## Start

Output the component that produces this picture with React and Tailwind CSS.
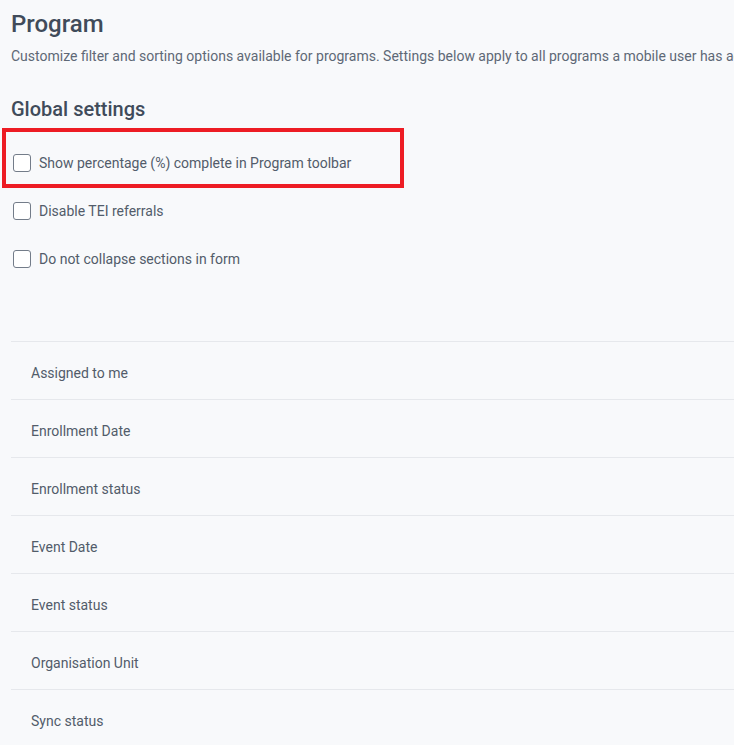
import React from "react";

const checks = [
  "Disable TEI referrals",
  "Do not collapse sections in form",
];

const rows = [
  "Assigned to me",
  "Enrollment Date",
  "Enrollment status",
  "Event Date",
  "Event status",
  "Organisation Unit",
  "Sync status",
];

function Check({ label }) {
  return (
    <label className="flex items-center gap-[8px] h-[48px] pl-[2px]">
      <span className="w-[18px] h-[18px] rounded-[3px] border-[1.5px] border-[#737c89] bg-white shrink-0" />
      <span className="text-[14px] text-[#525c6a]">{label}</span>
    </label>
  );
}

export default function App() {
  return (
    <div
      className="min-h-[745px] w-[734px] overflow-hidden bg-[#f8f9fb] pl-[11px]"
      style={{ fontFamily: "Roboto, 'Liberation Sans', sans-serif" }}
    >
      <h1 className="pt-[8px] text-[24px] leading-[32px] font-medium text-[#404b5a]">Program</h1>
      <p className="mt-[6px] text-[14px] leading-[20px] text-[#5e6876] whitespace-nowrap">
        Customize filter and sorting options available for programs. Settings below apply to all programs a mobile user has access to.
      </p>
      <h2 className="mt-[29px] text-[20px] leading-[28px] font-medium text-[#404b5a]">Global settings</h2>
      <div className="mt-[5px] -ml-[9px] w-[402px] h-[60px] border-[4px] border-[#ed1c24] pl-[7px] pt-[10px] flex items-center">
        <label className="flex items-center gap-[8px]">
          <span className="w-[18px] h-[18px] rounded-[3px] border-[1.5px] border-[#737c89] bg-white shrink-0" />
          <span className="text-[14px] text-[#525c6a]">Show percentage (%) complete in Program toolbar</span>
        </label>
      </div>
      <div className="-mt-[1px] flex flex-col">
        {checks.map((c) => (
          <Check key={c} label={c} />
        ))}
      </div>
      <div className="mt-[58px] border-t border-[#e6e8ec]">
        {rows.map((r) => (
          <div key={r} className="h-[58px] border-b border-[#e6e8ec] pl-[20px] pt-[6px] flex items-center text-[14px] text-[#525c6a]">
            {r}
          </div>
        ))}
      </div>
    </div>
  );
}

## End

GIVEN EXERCISE — Pictures are excluded; copy all other data exactly as shown.

SOLUTION TO THIS EXERCISE —
Output the component that produces this picture with React and Tailwind CSS.
import React from "react";

const checks = [
  "Disable TEI referrals",
  "Do not collapse sections in form",
];

const rows = [
  "Assigned to me",
  "Enrollment Date",
  "Enrollment status",
  "Event Date",
  "Event status",
  "Organisation Unit",
  "Sync status",
];

function Check({ label }) {
  return (
    <label className="flex items-center gap-[8px] h-[48px] pl-[2px]">
      <span className="w-[18px] h-[18px] rounded-[3px] border-[1.5px] border-[#737c89] bg-white shrink-0" />
      <span className="text-[14px] text-[#525c6a]">{label}</span>
    </label>
  );
}

export default function App() {
  return (
    <div
      className="min-h-[745px] w-[734px] overflow-hidden bg-[#f8f9fb] pl-[11px]"
      style={{ fontFamily: "Roboto, 'Liberation Sans', sans-serif" }}
    >
      <h1 className="pt-[8px] text-[24px] leading-[32px] font-medium text-[#404b5a]">Program</h1>
      <p className="mt-[6px] text-[14px] leading-[20px] text-[#5e6876] whitespace-nowrap">
        Customize filter and sorting options available for programs. Settings below apply to all programs a mobile user has access to.
      </p>
      <h2 className="mt-[29px] text-[20px] leading-[28px] font-medium text-[#404b5a]">Global settings</h2>
      <div className="mt-[5px] -ml-[9px] w-[402px] h-[60px] border-[4px] border-[#ed1c24] pl-[7px] pt-[10px] flex items-center">
        <label className="flex items-center gap-[8px]">
          <span className="w-[18px] h-[18px] rounded-[3px] border-[1.5px] border-[#737c89] bg-white shrink-0" />
          <span className="text-[14px] text-[#525c6a]">Show percentage (%) complete in Program toolbar</span>
        </label>
      </div>
      <div className="-mt-[1px] flex flex-col">
        {checks.map((c) => (
          <Check key={c} label={c} />
        ))}
      </div>
      <div className="mt-[58px] border-t border-[#e6e8ec]">
        {rows.map((r) => (
          <div key={r} className="h-[58px] border-b border-[#e6e8ec] pl-[20px] pt-[6px] flex items-center text-[14px] text-[#525c6a]">
            {r}
          </div>
        ))}
      </div>
    </div>
  );
}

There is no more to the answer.